───── Information provided
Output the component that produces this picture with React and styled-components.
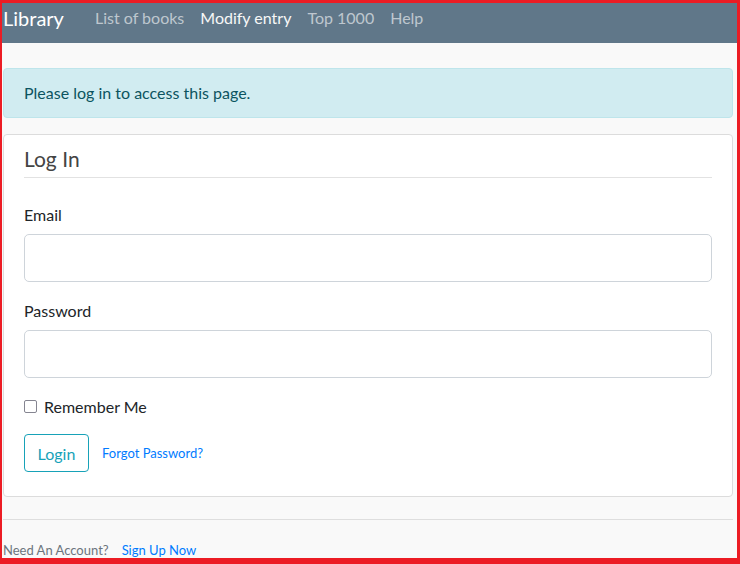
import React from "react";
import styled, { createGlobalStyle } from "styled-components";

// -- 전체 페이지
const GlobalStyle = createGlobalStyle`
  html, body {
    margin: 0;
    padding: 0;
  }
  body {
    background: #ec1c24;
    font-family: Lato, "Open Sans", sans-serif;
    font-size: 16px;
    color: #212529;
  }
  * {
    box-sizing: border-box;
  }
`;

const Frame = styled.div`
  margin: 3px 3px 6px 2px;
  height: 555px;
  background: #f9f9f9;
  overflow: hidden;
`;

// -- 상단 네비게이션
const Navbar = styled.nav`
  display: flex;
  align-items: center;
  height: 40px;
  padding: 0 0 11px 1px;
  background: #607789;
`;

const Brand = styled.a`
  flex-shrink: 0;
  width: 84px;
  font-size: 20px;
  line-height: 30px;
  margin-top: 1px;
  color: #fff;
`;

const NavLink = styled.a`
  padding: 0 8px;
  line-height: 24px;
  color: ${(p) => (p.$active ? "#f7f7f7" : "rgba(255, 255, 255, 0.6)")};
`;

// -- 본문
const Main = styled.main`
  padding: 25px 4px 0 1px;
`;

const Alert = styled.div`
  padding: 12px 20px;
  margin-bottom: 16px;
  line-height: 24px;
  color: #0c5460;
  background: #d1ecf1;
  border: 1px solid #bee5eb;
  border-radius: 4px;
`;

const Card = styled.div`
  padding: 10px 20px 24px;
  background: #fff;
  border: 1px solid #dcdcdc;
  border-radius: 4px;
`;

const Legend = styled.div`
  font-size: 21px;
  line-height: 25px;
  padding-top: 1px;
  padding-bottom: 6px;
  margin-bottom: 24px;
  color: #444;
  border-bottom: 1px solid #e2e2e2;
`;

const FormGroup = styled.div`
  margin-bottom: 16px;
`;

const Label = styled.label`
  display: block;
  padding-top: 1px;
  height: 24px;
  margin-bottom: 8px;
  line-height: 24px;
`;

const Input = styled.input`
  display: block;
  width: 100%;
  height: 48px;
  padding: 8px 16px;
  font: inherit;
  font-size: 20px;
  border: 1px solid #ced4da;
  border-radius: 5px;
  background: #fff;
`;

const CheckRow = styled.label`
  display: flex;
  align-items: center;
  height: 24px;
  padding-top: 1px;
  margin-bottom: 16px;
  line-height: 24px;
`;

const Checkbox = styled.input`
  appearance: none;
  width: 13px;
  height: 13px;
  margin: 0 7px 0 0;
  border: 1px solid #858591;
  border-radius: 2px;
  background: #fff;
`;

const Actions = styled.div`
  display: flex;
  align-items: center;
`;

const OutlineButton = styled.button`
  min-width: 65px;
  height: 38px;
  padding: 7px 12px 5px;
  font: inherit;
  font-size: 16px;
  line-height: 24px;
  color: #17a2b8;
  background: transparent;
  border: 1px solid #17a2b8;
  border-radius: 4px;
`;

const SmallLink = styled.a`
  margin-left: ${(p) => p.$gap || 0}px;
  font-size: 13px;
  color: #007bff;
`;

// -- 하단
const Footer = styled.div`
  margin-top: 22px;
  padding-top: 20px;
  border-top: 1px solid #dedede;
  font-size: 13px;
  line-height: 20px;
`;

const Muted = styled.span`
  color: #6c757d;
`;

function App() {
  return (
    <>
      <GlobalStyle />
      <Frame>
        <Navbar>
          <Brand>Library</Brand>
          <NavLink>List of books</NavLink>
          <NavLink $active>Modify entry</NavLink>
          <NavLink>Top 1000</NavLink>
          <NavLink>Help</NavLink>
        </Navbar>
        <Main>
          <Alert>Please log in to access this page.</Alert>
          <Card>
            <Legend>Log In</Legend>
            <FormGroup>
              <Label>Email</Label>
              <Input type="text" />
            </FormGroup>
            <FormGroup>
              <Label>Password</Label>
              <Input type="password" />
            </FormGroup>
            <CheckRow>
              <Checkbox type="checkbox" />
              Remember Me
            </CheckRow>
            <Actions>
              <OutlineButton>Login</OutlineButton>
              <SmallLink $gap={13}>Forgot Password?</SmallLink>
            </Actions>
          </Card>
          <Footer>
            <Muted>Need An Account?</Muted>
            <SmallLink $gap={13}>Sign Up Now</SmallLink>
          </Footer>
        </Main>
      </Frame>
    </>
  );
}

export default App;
──────────
───── Information provided
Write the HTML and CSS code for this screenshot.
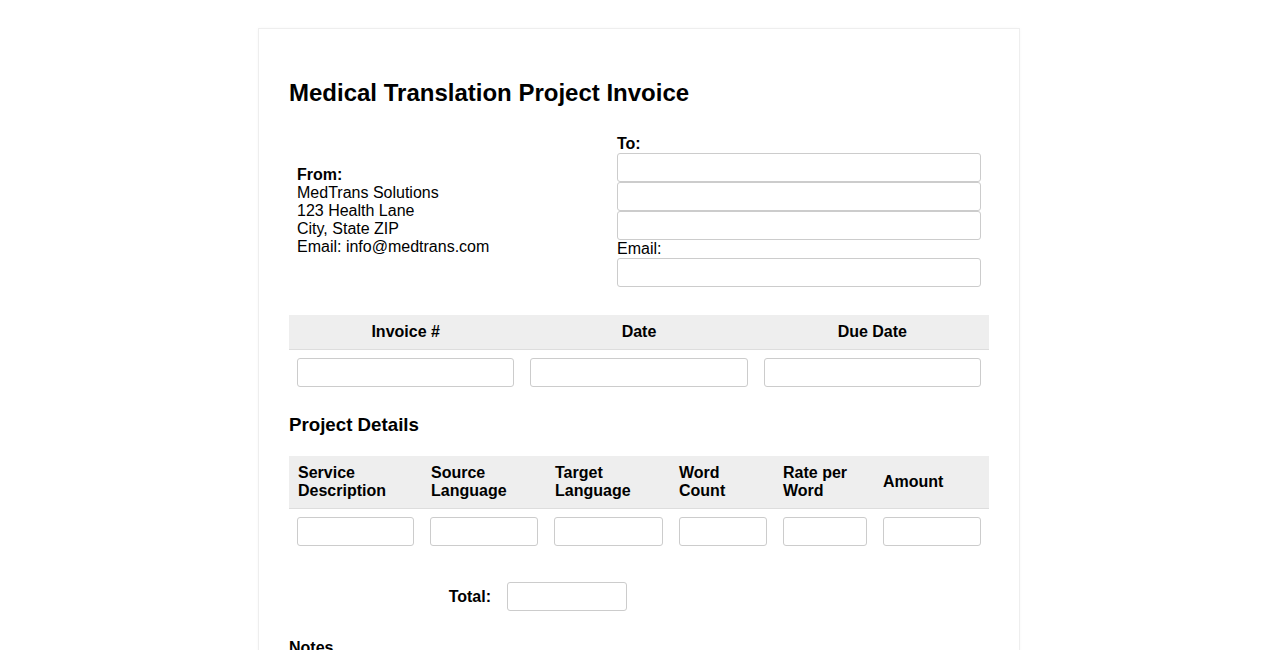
──────────
───── Information provided
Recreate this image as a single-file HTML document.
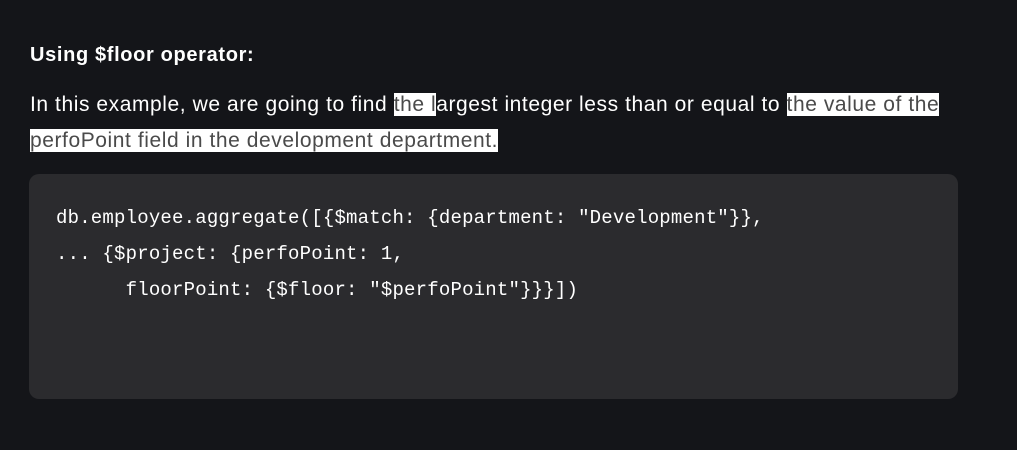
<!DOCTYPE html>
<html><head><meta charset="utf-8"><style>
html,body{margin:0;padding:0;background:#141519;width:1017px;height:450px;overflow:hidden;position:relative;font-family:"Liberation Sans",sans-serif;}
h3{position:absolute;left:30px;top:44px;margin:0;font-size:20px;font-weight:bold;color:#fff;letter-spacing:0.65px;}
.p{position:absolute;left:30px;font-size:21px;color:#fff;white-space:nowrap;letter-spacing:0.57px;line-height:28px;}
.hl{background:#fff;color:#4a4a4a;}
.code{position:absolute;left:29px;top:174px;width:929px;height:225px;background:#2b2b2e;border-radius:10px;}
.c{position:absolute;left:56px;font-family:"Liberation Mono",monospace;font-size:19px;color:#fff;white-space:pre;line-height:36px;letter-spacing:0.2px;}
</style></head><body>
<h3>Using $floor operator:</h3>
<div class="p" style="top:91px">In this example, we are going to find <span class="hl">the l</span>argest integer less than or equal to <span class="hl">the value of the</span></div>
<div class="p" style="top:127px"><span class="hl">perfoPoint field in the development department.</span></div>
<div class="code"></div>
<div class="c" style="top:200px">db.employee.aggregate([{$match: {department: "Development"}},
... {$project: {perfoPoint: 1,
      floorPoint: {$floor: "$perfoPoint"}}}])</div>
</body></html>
──────────
Task description:
Output nothing except the lines from the one containing "Recreate this image" through the one containing "</body></html>", both kept, with the pictures removed.

Finished task:
Recreate this image as a single-file HTML document.
<!DOCTYPE html>
<html><head><meta charset="utf-8"><style>
html,body{margin:0;padding:0;background:#141519;width:1017px;height:450px;overflow:hidden;position:relative;font-family:"Liberation Sans",sans-serif;}
h3{position:absolute;left:30px;top:44px;margin:0;font-size:20px;font-weight:bold;color:#fff;letter-spacing:0.65px;}
.p{position:absolute;left:30px;font-size:21px;color:#fff;white-space:nowrap;letter-spacing:0.57px;line-height:28px;}
.hl{background:#fff;color:#4a4a4a;}
.code{position:absolute;left:29px;top:174px;width:929px;height:225px;background:#2b2b2e;border-radius:10px;}
.c{position:absolute;left:56px;font-family:"Liberation Mono",monospace;font-size:19px;color:#fff;white-space:pre;line-height:36px;letter-spacing:0.2px;}
</style></head><body>
<h3>Using $floor operator:</h3>
<div class="p" style="top:91px">In this example, we are going to find <span class="hl">the l</span>argest integer less than or equal to <span class="hl">the value of the</span></div>
<div class="p" style="top:127px"><span class="hl">perfoPoint field in the development department.</span></div>
<div class="code"></div>
<div class="c" style="top:200px">db.employee.aggregate([{$match: {department: "Development"}},
... {$project: {perfoPoint: 1,
      floorPoint: {$floor: "$perfoPoint"}}}])</div>
</body></html>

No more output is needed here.